Skip to next paragraphIronically, Iran has one of the most pro-American populations in the Middle East. But any Iranian can also list events that reinforced the regime's belief that America was a "Great Satan" determined to overthrow it. They range from US support for Saddam Hussein during the Iran-Iraq War – the American satellite intelligence given to the Iraqis, for example, made chemical weapons attacks against Iranian troops more deadly – to the US Navy's downing of a commercial Iranian jetliner in 1988 to imposing more and more sanctions.
Echoing Boston University's Bacevich, USC's Mr. Sahimi says, "If you put yourself in their shoes and take a look around ... there is at least some credibility to their concerns about Iranian national security and territorial integrity." Making peace with a country that has chanted "Death to America!" for a generation is not easy, he adds, but "we need to look in the mirror at ourselves, and see what we have done that makes these people so angry."
Yet neither side has left behind the rhetoric of conflict. Archconservative President Ahmadinejad has crowed about the "demon" power of America in decline. Mr. Khamenei has said differences with the US are a matter of "life and death."
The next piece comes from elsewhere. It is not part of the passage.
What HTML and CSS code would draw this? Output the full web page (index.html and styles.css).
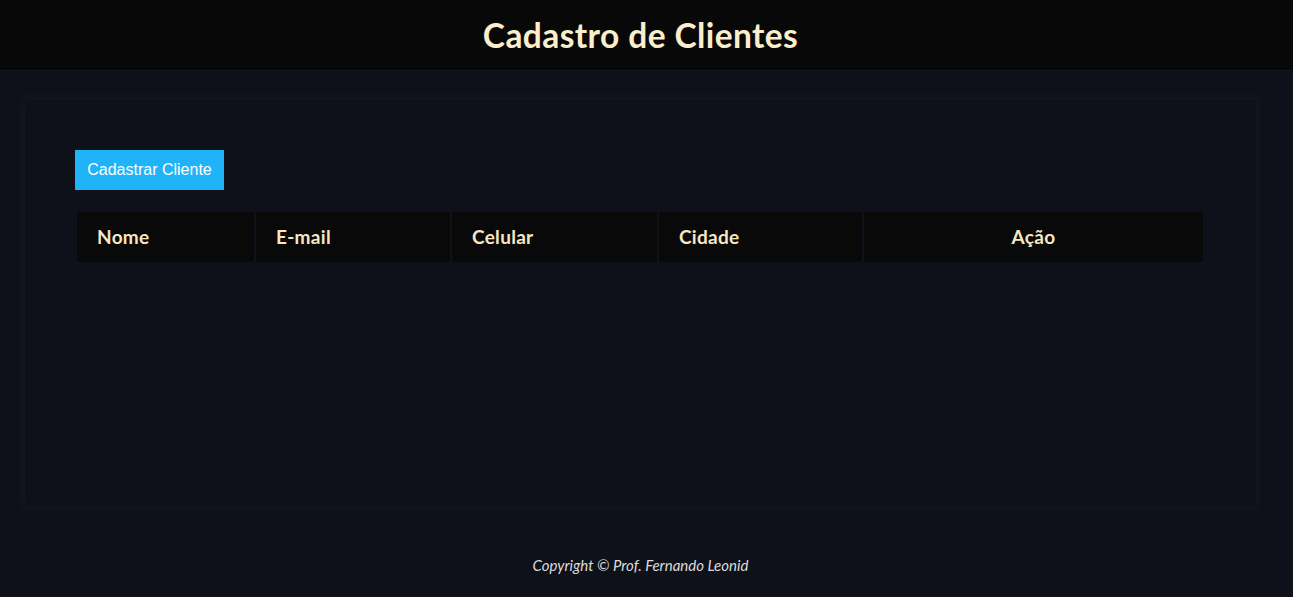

On the American side, George W. Bush in 2002 famously included Iran (along with North Korea and Iraq) as part of an "axis of evil." And in 2008, the then-chief of US Central Command, Adm. William Fallon, said: "These guys are ants. When the time comes, you crush them."
Add to this mix the view among Iran's hard-line leadership that their country and its Islamic regime are a sacred state with divine backing.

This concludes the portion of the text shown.